US Senate delays summer break amid health care impasse

The US Senate will take the rare step of delaying its summer break by two weeks to focus on breaking an impasse over health care reform and other pending work, Republican leader Mitch McConnell said Tuesday.

A day after getting a firm nudge from President Donald Trump to pass legislation that repeals and replaces the current law known as Obamacare, McConnell blamed what he called a "lack of cooperation" from Democrats as he announced the recess will start in mid-August, rather than at the end of July.

"Once the Senate completes its work on reform, we will turn to other important issues including the National Defense Authorization Act and the backlog of critical nominations that have been mindlessly stalled by Democrats," McConnell said.

"The Senate will delay the start of the August recess until the third week of August."

The White House backed McConnell's call for lawmakers to thrash out a health care deal before heading home.

"Millions of American families and individuals caught in the fallout of Obamacare's collapse... have been suffering the consequences of this failed law firsthand for far too long, and it's time for Senate Republicans to step up and fulfill the promise they made to those Americans by repealing and replacing it," White House spokeswoman Sarah Huckabee Sanders told reporters.

The chamber will also use the expanded schedule to consider raising the nation's statutory borrowing limit, which must occur by mid-October if the government wants to avoid a risk of defaulting on its debt obligations.

"We have to do a debt-ceiling increase," McConnell said. "There are other things that we have to do and we only have a limited number of days left."

Several senators from within McConnell's party endorsed the strategy.

"Delaying the start of the August in-state work period is the right move.

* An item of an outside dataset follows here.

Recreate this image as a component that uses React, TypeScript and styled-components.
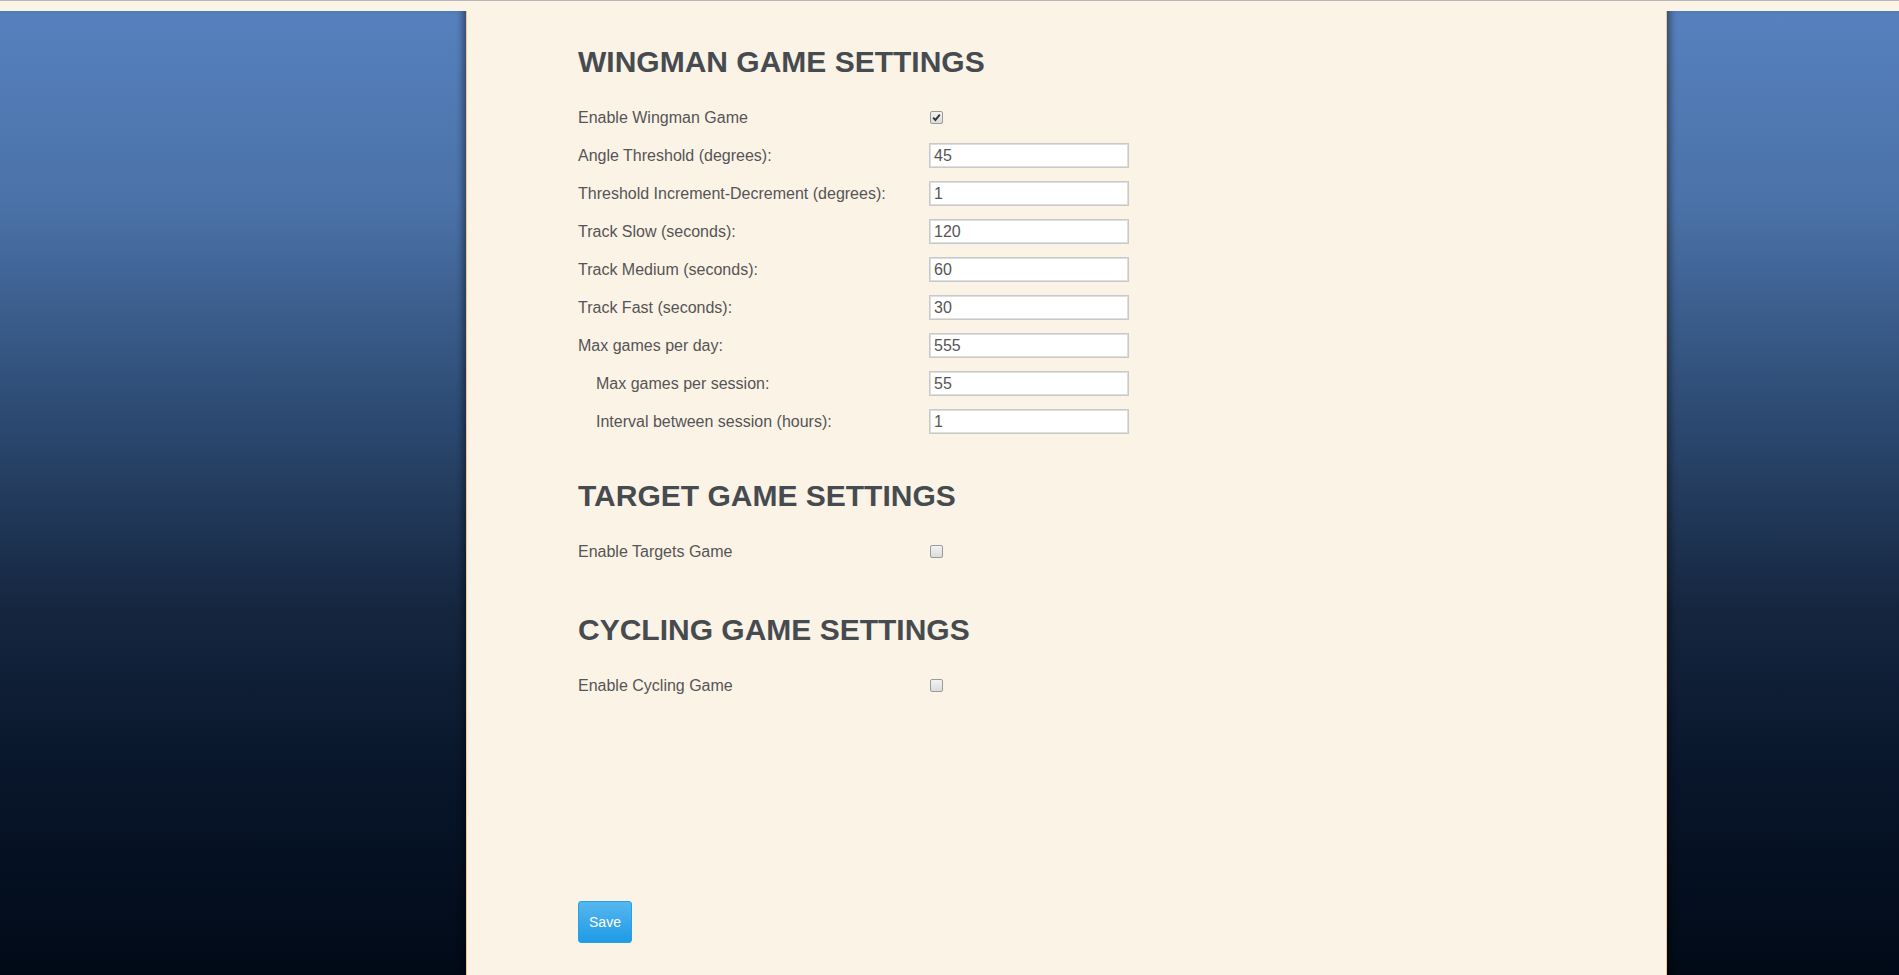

We've got important work that needs to continue," said Republican Senator Cory Gardner.

'Revised' bill Thursday

Democrats scoffed, insisting the issue was not timing but substance.

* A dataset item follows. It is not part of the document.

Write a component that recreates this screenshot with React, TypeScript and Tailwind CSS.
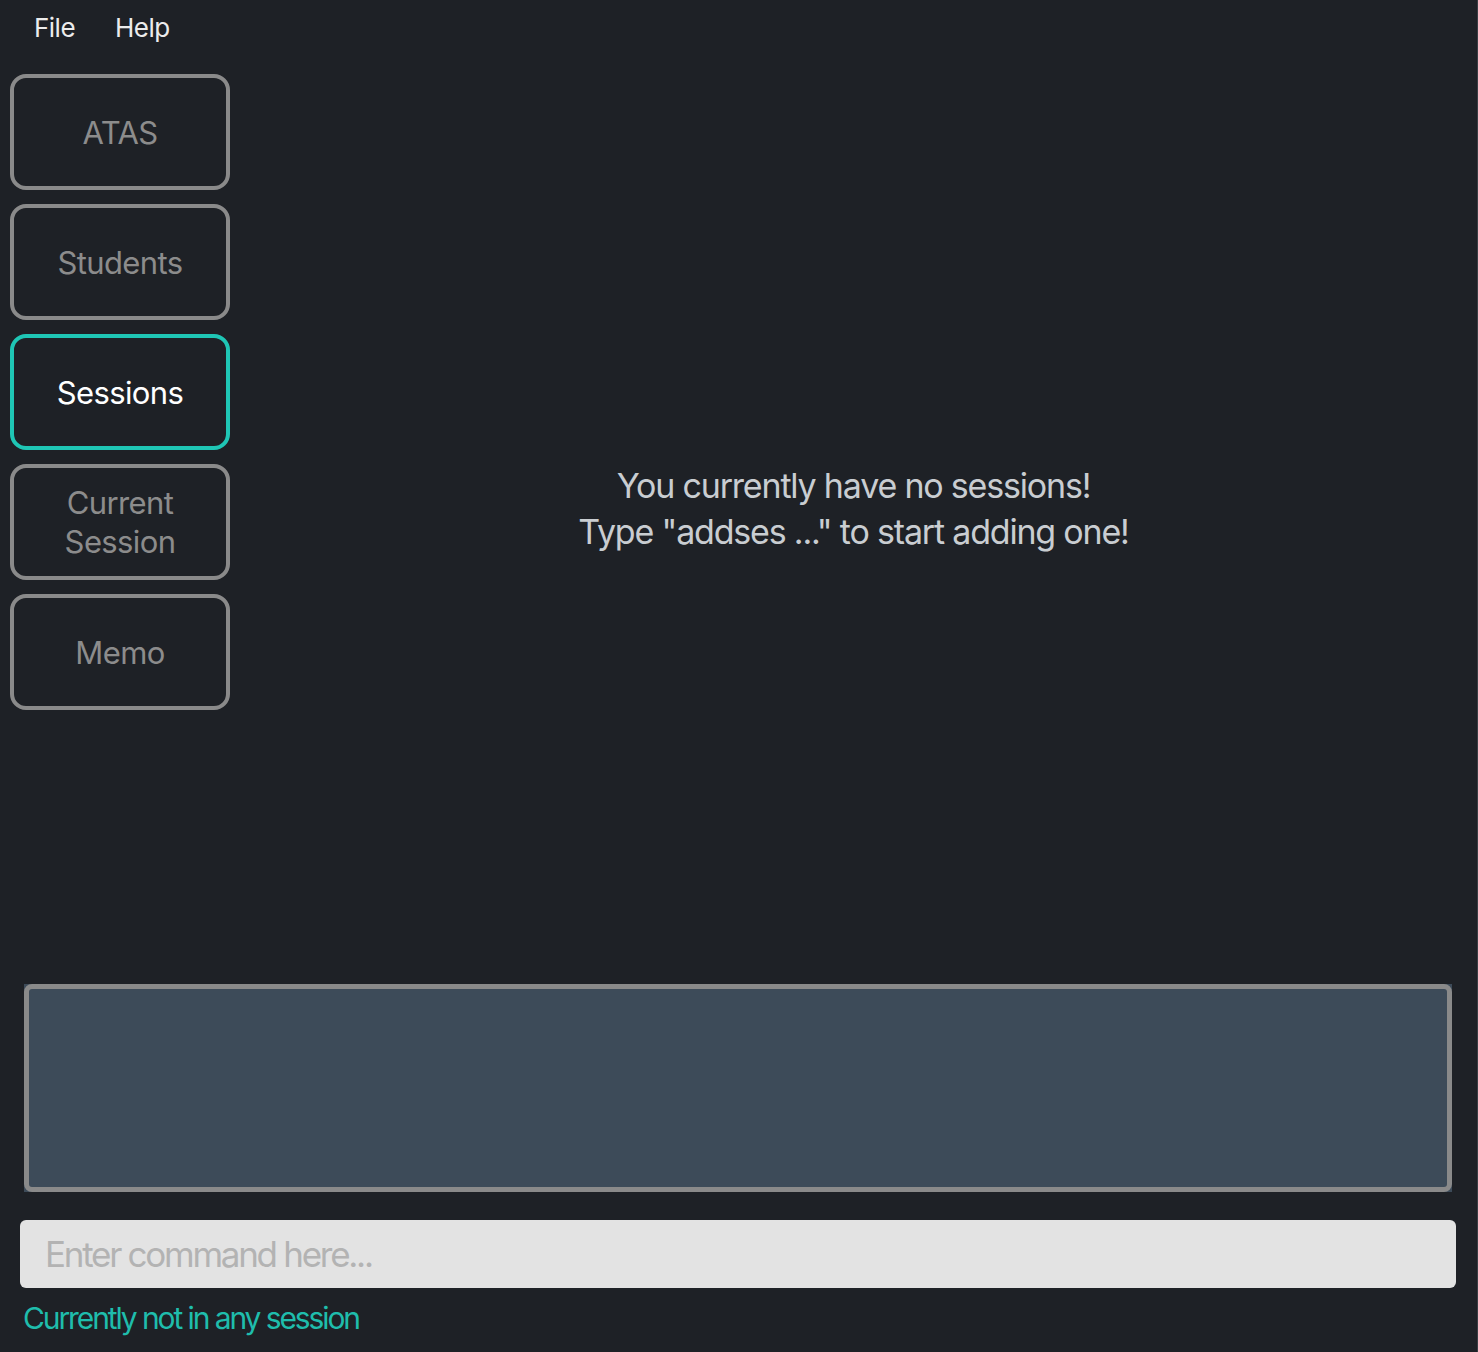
import React from "react";

const navItems: { label: string[]; active?: boolean }[] = [
  { label: ["ATAS"] },
  { label: ["Students"] },
  { label: ["Sessions"], active: true },
  { label: ["Current", "Session"] },
  { label: ["Memo"] },
];

export default function App() {
  return (
    <div
      className="w-[1478px] h-[1352px] bg-[#1e2126] flex flex-col overflow-hidden border-r border-[#3a3f45]"
      style={{ fontFamily: "Inter, 'Noto Sans', sans-serif" }}
    >
      {/* Menu bar */}
      <div className="h-[54px] flex items-center pl-[34px] gap-[40px] text-[26px] text-[#ececec] tracking-[-0.02em]">
        <span>File</span>
        <span>Help</span>
      </div>

      {/* Main row */}
      <div className="h-[910px] flex">
        <div className="w-[230px] pl-[10px] pt-[20px] flex flex-col gap-[14px]">
          {navItems.map((item) => (
            <div
              key={item.label.join(" ")}
              className={
                item.active
                  ? "h-[116px] w-[220px] rounded-[16px] border-[4px] border-[#1fc6b5] flex flex-col items-center justify-center text-[31px] leading-[39px] text-white tracking-[-0.02em]"
                  : "h-[116px] w-[220px] rounded-[16px] border-[4px] border-[#8a8a8a] flex flex-col items-center justify-center text-[31px] leading-[39px] text-[#8c8c8c] tracking-[-0.02em]"
              }
            >
              {item.label.map((l) => (
                <span key={l}>{l}</span>
              ))}
            </div>
          ))}
        </div>
        <div className="flex-1 flex flex-col items-center justify-center text-[34px] leading-[46px] text-[#c9cdd1] tracking-[-0.035em]">
          <span>You currently have no sessions!</span>
          <span>Type "addses ..." to start adding one!</span>
        </div>
      </div>

      {/* Result display */}
      <div className="mt-[20px] ml-[24px] w-[1428px] h-[208px] bg-[#3d4b59]">
        <div className="w-full h-full border-[5px] border-[#8a8a8a] rounded-[8px]" />
      </div>

      {/* Command box */}
      <div className="mt-[28px] ml-[20px] w-[1436px] h-[68px] bg-[#e3e3e3] rounded-[6px] flex items-center pl-[25px] text-[35px] text-[#b3b3b3] tracking-[-0.065em]">
        Enter command here...
      </div>

      {/* Status */}
      <div className="ml-[23px] mt-[10px] text-[30px] leading-[40px] text-[#1fbdac] tracking-[-0.07em]">
        Currently not in any session
      </div>
    </div>
  );
}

"Two weeks isn't going to solve their problem," Senate Minority Leader Chuck Schumer said.

"As long as this bill continues to cut taxes on the very wealthy and hurt working Americans, the bill is going to be as unpopular as it is today."

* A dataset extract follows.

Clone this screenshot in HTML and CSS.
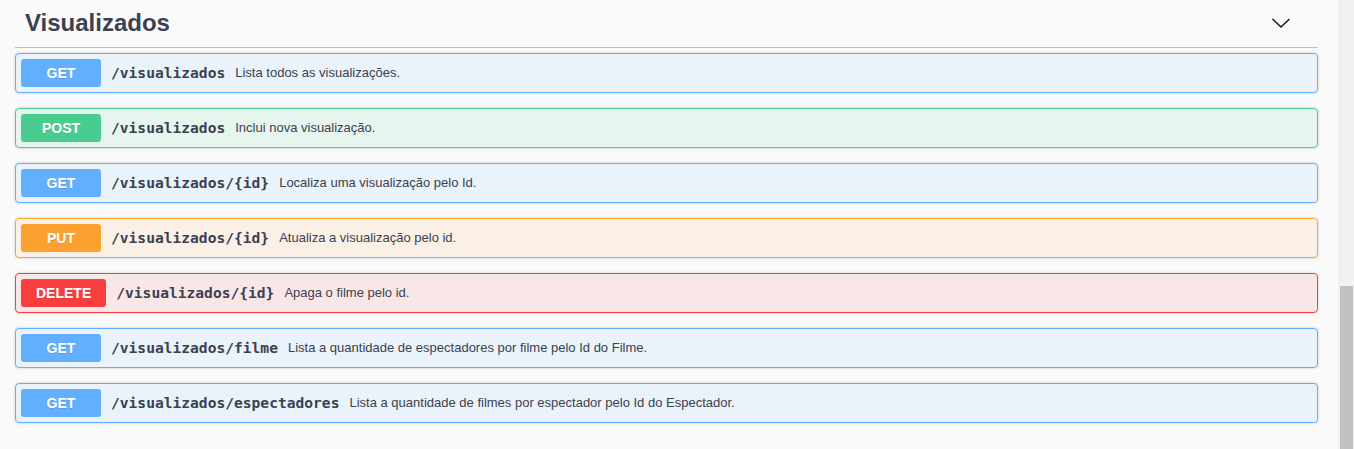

Trump campaigned relentlessly on a pledge to repeal and replace the 2010 Affordable Care Act, or Obamacare, and as president it remains a top priority.

Last month he expressed confidence that the Senate effort—a revised version of the bill that passed the House of Representatives in May—would be a "phenomenal" plan with "heart."

But McConnell, a seasoned tactician, was forced to postpone a June vote on the bill when he realized he did not have the votes for passage, amid a revolt by some conservative and moderate Republicans.

With Democrats united in opposition, McConnell needs support from at least 50 of the Senate's 52 Republicans to pass the measure. At least 10 Republicans have said they will not support the bill as written.

The Senate plan would keep parts of Obamacare intact, but strip away much of its funding. It also rolls back the expansion of Medicaid, the federal health care program for the poor and disabled.

Polls show the bill is widely unpopular among Americans. A study by the non-profit Congressional Budget Office forecast that under the , ranks of the uninsured would swell by 22 million people by 2026 compared to current law.